In contrast the road from the south is easy. You drive through flat desert, the Owens Valley, until Bishop, which is at 4000 feet. Then you climb steadily to 7000 feet in about 20 miles. It is never steep, is not subject to whiteout, and the distance from Bishop to Mammoth is about 40 miles. It is not free of hazards because weather can be wild there. Once I left Mammoth in a blizzard and breathed a great sigh of relief when I got down to Bishop and out of the snow. It was premature. I saw 3 or 4 big SUVs and one bus blown over in the ditches at the side of the road on my way back to LA.

Here's a website for you.
http://395.com/
tromano
September 4, 2006
Member since 12/19/2002 🔗
998 posts
Dennis, Thanks for the advice on route.
Denis - DCSki Supporter
September 5, 2006
Member since 07/12/2004 🔗
2,234 posts
Here is a terrific website on Mammoth's runs.

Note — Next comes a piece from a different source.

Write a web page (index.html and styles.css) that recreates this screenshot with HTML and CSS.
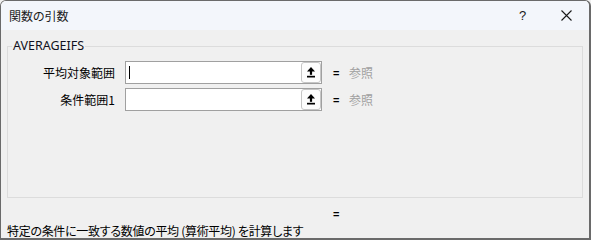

http://patrol.mammothmountain.com/Atlas/Atlas.html
Move your mouse to the area of interest, click, then click on "Path Info". This will give you statistics on one or more runs in that area. Clicking on "Shot Placement" shows where the ski patrol places avalanche shells. I have had hours of fun with this, and learned about a few runs I haven't skied. Warning - do not open at work, you will waste too much time. As you can see Mammoth is just that, huge. It was actually named 150 yrs. ago for the Mammoth Gold Mine, which was named to encourage investment. The mine didn't do so well but the ski area has.

I've forgotten where I got this, possibly from DCSki. If so I apologize for not remembering enough to give proper credit.